> [REQUIRED WORK] Using the records below, please work out how many lines contain "page"; answer with the number alone.

----- DATA ENTRIES

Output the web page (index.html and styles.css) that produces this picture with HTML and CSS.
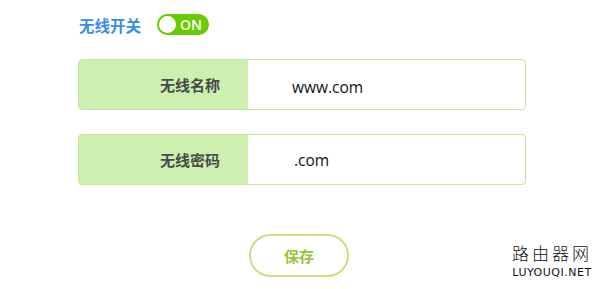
FILE: index.html
```html
<!DOCTYPE html>
<html>
<head>
<meta charset="utf-8">
<link rel="stylesheet" href="styles.css">
</head>
<body>
<div class="page">
  <div class="switch-row">
    <span class="switch-label">无线开关</span>
    <span class="toggle"><span class="knob"></span><span class="on">ON</span></span>
  </div>
  <div class="field first">
    <div class="field-label">无线名称</div>
    <div class="field-value">www.com</div>
  </div>
  <div class="field second">
    <div class="field-label">无线密码</div>
    <div class="field-value pw">.com</div>
  </div>
  <div class="actions">
    <button class="save">保存</button>
  </div>
</div>
<div class="watermark">
  <div class="wm-cn">路由器网</div>
  <div class="wm-en">LUYOUQI.NET</div>
</div>
</body>
</html>
```
FILE: styles.css
```css
html, body {
  margin: 0;
  padding: 0;
  background: #fff;
  width: 600px;
  height: 289px;
  overflow: hidden;
  font-family: "Noto Sans CJK SC", "Liberation Sans", sans-serif;
}
.page {
  padding: 14px 0 0 78px;
  width: 448px;
}
.switch-row {
  display: flex;
  align-items: center;
  height: 21px;
  padding-left: 1px;
}
.switch-label {
  color: #3b8fe0;
  font-size: 15.5px;
  font-weight: bold;
  width: 78px;
}
.toggle {
  display: flex;
  align-items: center;
  width: 52px;
  height: 21px;
  border-radius: 11px;
  background: #66cc00;
  box-sizing: border-box;
  padding-left: 2px;
}
.knob {
  width: 17px;
  height: 17px;
  border-radius: 50%;
  background: #fff;
}
.on {
  color: #fff;
  font-family: "Open Sans", "Liberation Sans", sans-serif;
  font-weight: 600;
  font-size: 14px;
  margin-left: 4px;
}
.field {
  display: flex;
  height: 51px;
  border: 1px solid #c5e69a;
  border-radius: 4px;
  overflow: hidden;
  box-sizing: border-box;
}
.field.first { margin-top: 24px; }
.field.second { margin-top: 24px; }
.field-label {
  width: 169px;
  background: #cdf0b0;
  display: flex;
  align-items: center;
  justify-content: flex-end;
  padding-right: 28px;
  box-sizing: border-box;
  font-size: 15px;
  font-weight: bold;
  color: #4a4a4a;
}
.field-value {
  flex: 1;
  display: flex;
  align-items: center;
  padding-left: 44px;
  padding-top: 5px;
  font-family: "Open Sans", "Liberation Sans", sans-serif;
  font-size: 15.5px;
  color: #111;
}
.field-value.pw { padding-left: 46px; padding-top: 1px; }
.actions {
  display: flex;
  padding-left: 171px;
  margin-top: 49px;
}
.save {
  width: 100px;
  height: 43px;
  border: 2px solid #c8e27c;
  border-radius: 22px;
  background: #fff;
  color: #9cc43c;
  font-family: "Noto Sans CJK SC", sans-serif;
  font-size: 15px;
  font-weight: bold;
  padding: 0;
}
.watermark {
  position: absolute;
  left: 511px;
  top: 242px;
  width: 82px;
  text-align: center;
  color: #111;
}
.wm-cn {
  font-family: "Noto Sans CJK SC", sans-serif;
  font-weight: 300;
  font-size: 17px;
  letter-spacing: 3px;
  line-height: 22px;
}
.wm-en {
  font-family: "DejaVu Sans", sans-serif;
  font-size: 11px;
  letter-spacing: 0.5px;
  line-height: 14px;
  margin-top: 2px;
}
```
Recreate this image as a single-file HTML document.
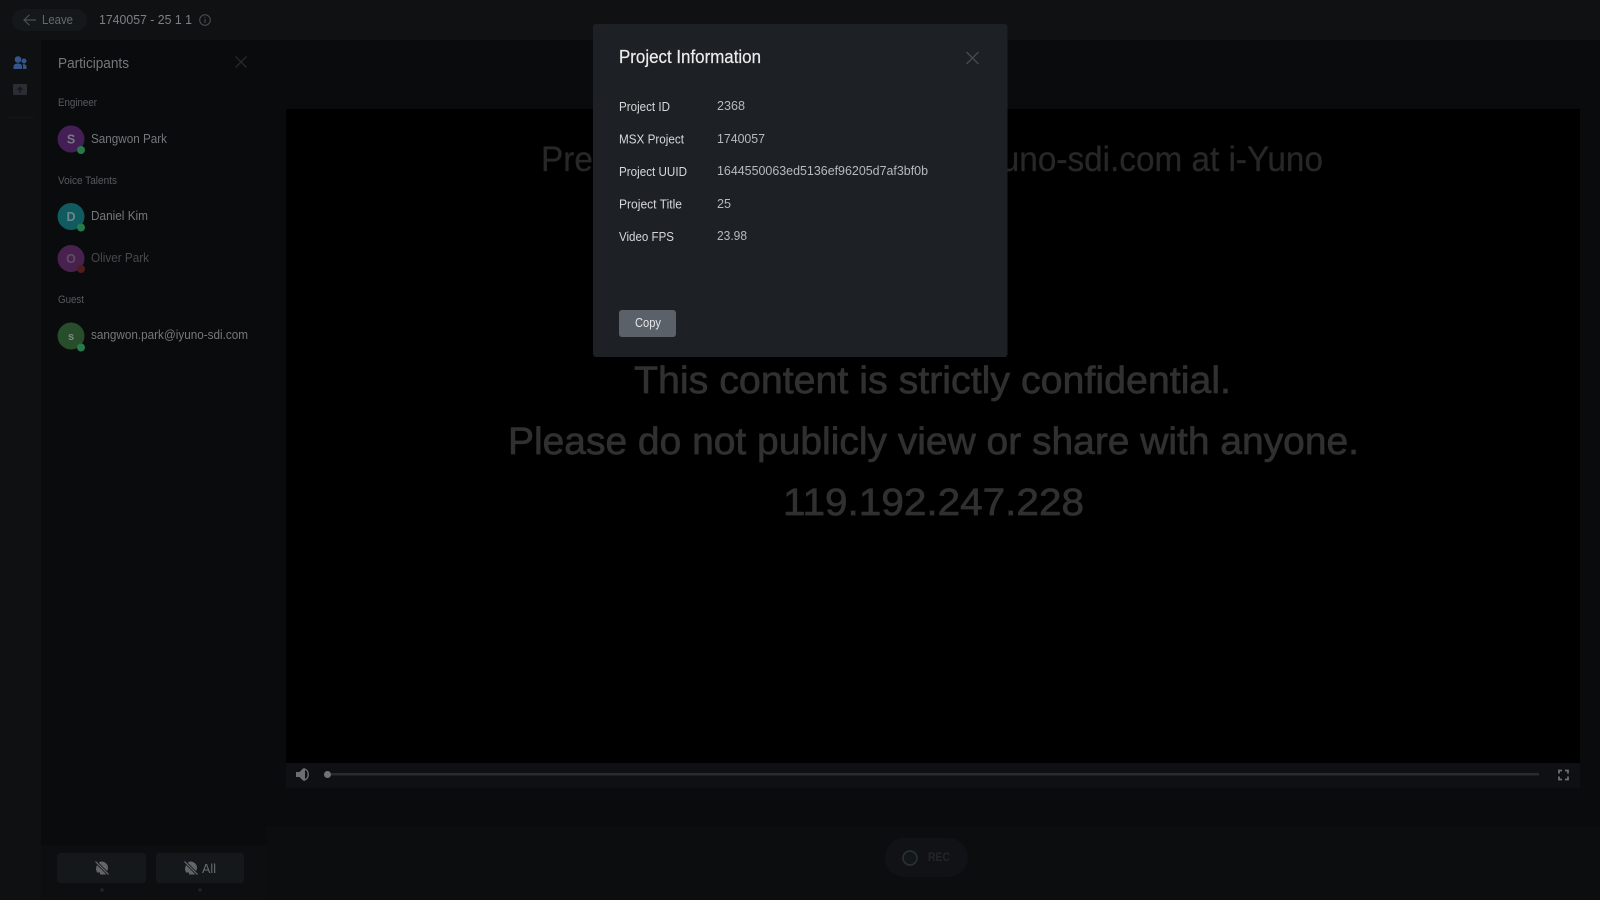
<!DOCTYPE html>
<html lang="en">
<head>
<meta charset="utf-8">
<title>Project Information</title>
<style>
html,body{margin:0;padding:0;width:1600px;height:900px;overflow:hidden;background:#000}
svg{display:block}
text{font-family:"Liberation Sans",sans-serif}
</style>
</head>
<body>
<svg xmlns="http://www.w3.org/2000/svg" width="1600" height="900" viewBox="0 0 1600 900">
<defs>
<g id="mute">
<path d="M-6 1.500C-6-3-3-6.500-.5-6.500C3-6.500 6-3.500 6-.5C6 2 4.800 3.500 3.800 5L3.800 6.500L-2 6.500L-2 4.500L-5 4.500Z" fill="#636669"/>
<path d="M-6.500-6.500L6.500 6.500" stroke="#1a1d20" stroke-width="3"/>
<path d="M-6.500-6.500L6.500 6.500" stroke="#6e7174" stroke-width="1"/>
</g>
</defs>

<rect width="1600" height="900" fill="#0a0b0d"/>
<rect width="1600" height="40" fill="#0f1113"/>
<rect y="40" width="41" height="860" fill="#0e1012"/>
<rect x="266" y="826" width="1334" height="74" fill="#0b0d0f"/>
<rect x="41" y="845" width="225" height="55" fill="#0c0e10"/>

<!-- Top bar -->
<rect x="12" y="9" width="75" height="22" rx="11" fill="#14181b"/>
<path d="M36 20H24.500M29.500 14.800L24 20L29.500 25.200" fill="none" stroke="#4a4e52" stroke-width="1.200"/>
<text x="42" y="24" font-size="13" fill="#67696c" textLength="31" lengthAdjust="spacingAndGlyphs">Leave</text>
<text x="99" y="24" font-size="13" fill="#7d8082" textLength="93" lengthAdjust="spacingAndGlyphs">1740057 - 25 1 1</text>
<circle cx="205" cy="20" r="5.300" fill="none" stroke="#4c4f52" stroke-width="1"/>
<path d="M205 19V23M205 16.800V17.800" stroke="#4c4f52" stroke-width="1"/>

<!-- Left rail -->
<circle cx="18" cy="59.500" r="3.300" fill="#34558c"/>
<circle cx="24" cy="61" r="2.500" fill="#34558c"/>
<path d="M13.500 69V66.500C13.500 64.500 15.500 63.500 18 63.500C20.500 63.500 22 64.500 22 66.500V69Z" fill="#34558c"/>
<path d="M23 69V66C23 65 22.700 64.500 22.500 64.200C24.800 64 26.500 65 26.500 66.500V69Z" fill="#34558c"/>
<rect x="13" y="84" width="14" height="11" rx="1.500" fill="#2a2e32"/>
<path d="M20 93V87.500M17.500 90L20 87.300L22.500 90" fill="none" stroke="#14161a" stroke-width="1.300"/>
<rect x="7" y="117" width="27" height="1" fill="#14161a"/>

<!-- Participants panel -->
<text x="58" y="68" font-size="14.500" fill="#75787a" textLength="71" lengthAdjust="spacingAndGlyphs">Participants</text>
<path d="M235.500 56.500L246.500 67.500M246.500 56.500L235.500 67.500" stroke="#26292c" stroke-width="1.300"/>

<text x="58" y="106" font-size="11" fill="#585b5e" textLength="39" lengthAdjust="spacingAndGlyphs">Engineer</text>
<circle cx="71" cy="139" r="13.500" fill="#431f56"/>
<text x="71" y="143.500" font-size="12.500" font-weight="bold" fill="#7d7782" text-anchor="middle">S</text>
<circle cx="81" cy="150" r="4" fill="#267a4b"/>
<text x="91" y="143" font-size="13" fill="#75787a" textLength="76" lengthAdjust="spacingAndGlyphs">Sangwon Park</text>

<text x="58" y="184" font-size="11" fill="#585b5e" textLength="59" lengthAdjust="spacingAndGlyphs">Voice Talents</text>
<circle cx="71" cy="216.500" r="13.500" fill="#105b60"/>
<text x="71" y="221" font-size="12.500" font-weight="bold" fill="#6e8689" text-anchor="middle">D</text>
<circle cx="81" cy="227.500" r="4" fill="#267a4b"/>
<text x="91" y="220" font-size="13" fill="#75787a" textLength="57" lengthAdjust="spacingAndGlyphs">Daniel Kim</text>

<circle cx="71" cy="258.500" r="13.500" fill="#48214e"/>
<text x="71" y="263" font-size="12.500" font-weight="bold" fill="#5e5063" text-anchor="middle">O</text>
<circle cx="81" cy="269" r="4" fill="#4e1d1d"/>
<text x="91" y="262" font-size="13" fill="#47494c" textLength="58" lengthAdjust="spacingAndGlyphs">Oliver Park</text>

<text x="58" y="303" font-size="11" fill="#585b5e" textLength="26" lengthAdjust="spacingAndGlyphs">Guest</text>
<circle cx="71" cy="336" r="13.500" fill="#284d2b"/>
<text x="71" y="340" font-size="11" font-weight="bold" fill="#7c8c7e" text-anchor="middle">s</text>
<circle cx="81" cy="347.500" r="4" fill="#267a4b"/>
<text x="91" y="339" font-size="13" fill="#75787a" textLength="157" lengthAdjust="spacingAndGlyphs">sangwon.park@iyuno-sdi.com</text>

<!-- Panel footer -->
<rect x="57" y="853" width="89" height="30" rx="3" fill="#15181b"/>
<rect x="156" y="853" width="88" height="30" rx="3" fill="#15181b"/>
<use href="#mute" x="102" y="868"/>
<use href="#mute" x="191" y="868"/>
<text x="202" y="873" font-size="12.500" fill="#696c70" textLength="14" lengthAdjust="spacingAndGlyphs">All</text>
<circle cx="102" cy="890" r="1.800" fill="#212427"/>
<circle cx="200" cy="890" r="1.800" fill="#212427"/>

<!-- Video -->
<rect x="286" y="109" width="1294" height="654" fill="#000"/>
<rect x="286" y="763" width="1294" height="25" fill="#0e1014"/>
<text x="541" y="171" font-size="35" fill="#272727" stroke="#272727" stroke-width=".3" textLength="782" lengthAdjust="spacingAndGlyphs">Prepared for sangwon.park@iyuno-sdi.com at i-Yuno</text>
<g fill="#303030" stroke="#303030" stroke-width=".7">
<text x="634" y="393" font-size="38" textLength="597" lengthAdjust="spacingAndGlyphs">This content is strictly confidential.</text>
<text x="508" y="454" font-size="38" textLength="851" lengthAdjust="spacingAndGlyphs">Please do not publicly view or share with anyone.</text>
<text x="783" y="515" font-size="38" textLength="301" lengthAdjust="spacingAndGlyphs">119.192.247.228</text>
</g>

<!-- Video controls -->
<path d="M296 772H299.500L303 768.500C304 767.800 305 768 305 769V780C305 781 304 781.200 303 780.500L299.500 777H296Z" fill="#6c6e70"/>
<path d="M304.500 769C309.500 770.500 309.500 778.500 304.500 780" fill="none" stroke="#6c6e70" stroke-width="1.400"/>
<circle cx="327.500" cy="774.500" r="3.500" fill="#717375"/>
<rect x="331" y="773" width="1208" height="2.500" fill="#262c33"/>
<path d="M1559 773.500V770.500H1562M1565 770.500H1568V773.500M1568 776.500V779.500H1565M1562 779.500H1559V776.500" fill="none" stroke="#6c6e70" stroke-width="1.800"/>

<!-- REC -->
<rect x="885" y="838" width="83" height="39" rx="19.500" fill="#101215"/>
<circle cx="910" cy="858" r="7" fill="#12171b" stroke="#2e3134" stroke-width="1.500"/>
<text x="928" y="861" font-size="12" font-weight="bold" fill="#232528" textLength="22" lengthAdjust="spacingAndGlyphs">REC</text>

<!-- Modal -->
<rect x="593" y="24" width="414.500" height="333" rx="3" fill="#1d2125"/>
<text x="619" y="63" font-size="18" fill="#ebecec" stroke="#ebecec" stroke-width=".2" textLength="142" lengthAdjust="spacingAndGlyphs">Project Information</text>
<path d="M966.500 52L978.500 64M978.500 52L966.500 64" stroke="#46494c" stroke-width="1.400"/>

<g font-size="13" fill="#d6d8da">
<text x="619" y="111" textLength="51" lengthAdjust="spacingAndGlyphs">Project ID</text>
<text x="619" y="143.500" textLength="65" lengthAdjust="spacingAndGlyphs">MSX Project</text>
<text x="619" y="176" textLength="68" lengthAdjust="spacingAndGlyphs">Project UUID</text>
<text x="619" y="208.500" textLength="63" lengthAdjust="spacingAndGlyphs">Project Title</text>
<text x="619" y="241" textLength="55" lengthAdjust="spacingAndGlyphs">Video FPS</text>
</g>

<g font-size="13" fill="#b7babd">
<text x="717" y="110" textLength="28" lengthAdjust="spacingAndGlyphs">2368</text>
<text x="717" y="143" textLength="48" lengthAdjust="spacingAndGlyphs">1740057</text>
<text x="717" y="175" textLength="211" lengthAdjust="spacingAndGlyphs">1644550063ed5136ef96205d7af3bf0b</text>
<text x="717" y="208" textLength="14" lengthAdjust="spacingAndGlyphs">25</text>
<text x="717" y="240" textLength="30" lengthAdjust="spacingAndGlyphs">23.98</text>
</g>

<rect x="619" y="310" width="57" height="27" rx="3" fill="#5a6169"/>
<text x="635" y="327" font-size="13" fill="#e6e7e8" textLength="26" lengthAdjust="spacingAndGlyphs">Copy</text>
</svg>
</body>
</html>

----------

> [SOLUTION FOR THIS EXERCISE] 3